I was reading a newspaper article about transformations in shopping, and yes I’ve been shopping in the sales too. Most websites now will promise to deliver items ordered in the evening by next morning. This is what we demand. In surveys 96% of shoppers say they expect goods ordered online to arrive within 3 days. Amazon will already deliver within 1 hour in some locations, and you may even have seen the upcoming drones which are expected to cut delivery times to just minutes.
'It must fit me' culture
The staggering efficiency with which ordered items are delivered has also sparked new trends like 'shopping in your own home'. People order several items in the knowledge that at most they will purchase one - but it costs nothing to return unwanted items - so why not?
I remember as a child my mother telling me that UK high-street leader (in 1975!) Marks and Spencer would actually take back products just because they were unwanted. We thought that was revolutionary! But today our expectation is that everything, the product the delivery schedule, the service, the return service must all fit me. I must be able to order items with a 'single click' system like PayPal. I should receive everything I might want the next day so I can return everything I don’t want at no cost to me.
These are new ways of thinking about shopping – which I am reliably informed is no longer a necessity but 'an experience'. Bricks and clicks, gargantuan warehouses unconvincingly painted to look like the sky, 24 hour working practices, and astonishing technology – it’s all new.
But does this new consumerism impact the way we practise our faith? If we are constantly fed the idea that 'everything must fit me', how could it possibly not?
Consumerism comes to church
My college principal Glen Marshall once said, 'Consumerism isn’t just about going shopping in the mall. Consumerism is when I feed myself the idea that I have the right to choose...everything.'
I can choose which school my kids go to, my house, my car, I choose every aspect of how I look, and of course I choose how I exercise my faith. I choose a church where they play the songs I like, where they worship the way I want, where I only do what I choose, and where my kids are taught in the way I approve.
Accompanying the 'it must fit me' culture is an instant fix mentality. Give me something right now that will encourage me without me thinking too hard. Give me Spring Harvest standard worship right here so I can feel uplifted right now.
Of course it’s important that we are taught well in churches and that worshipping together is special – where somehow the whole is much greater than the sum of the parts. The problem is that unchecked consumerism means we measure all things simply by how we like to consume them. Applied to church and faith we quickly measure and rate things on their ability to give us a quick and satisfying effect. And if they don’t deliver, well we have the ultimate sanction that we will leave and…shop around for a church that fits us better. Individual choice dictates everything.

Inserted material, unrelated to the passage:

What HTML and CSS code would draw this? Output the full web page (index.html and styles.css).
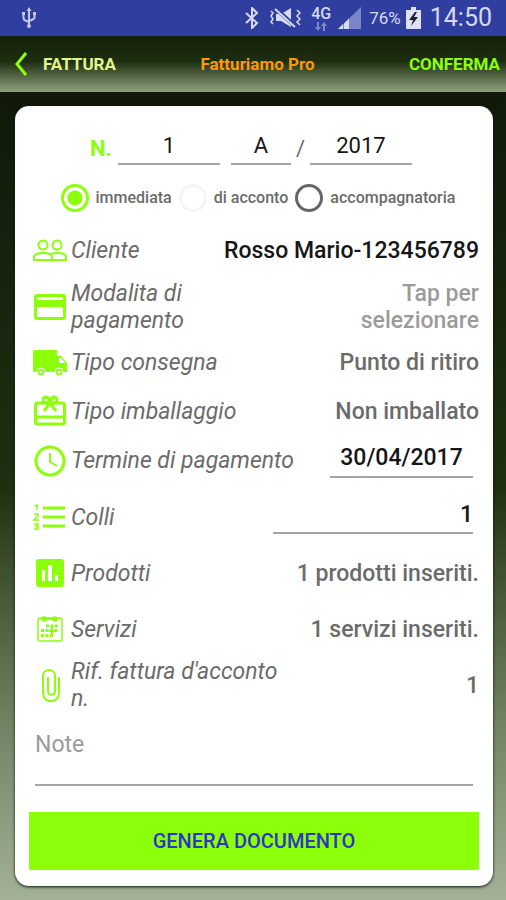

Increasingly people choose churches not according to what can God do with me here but simply what can I get here. Worship becomes a leisure time activity where we receive but don’t expect to give, entertainment is a prerequisite, boredom is unacceptable.
But sometimes God might want us to be still, might want us to wait and that might even include for a time where we feel bored.
How can we be counter-cultural?
- In our prayer times it’s good sometimes just to acknowledge who God is and thank him for a multitude of blessings – save that list of requests for another time. Try it!
- In reading scripture, occasionally try reading a whole chunk in one go. And if you really want truth nailed to your heart, try memorizing verses.
- Ask 'what can I give here?' at least as much as you ask 'what can I receive here?'
- We should always aim for worship and teaching that has impact – but quick fixes and instant gratification must never be the focus.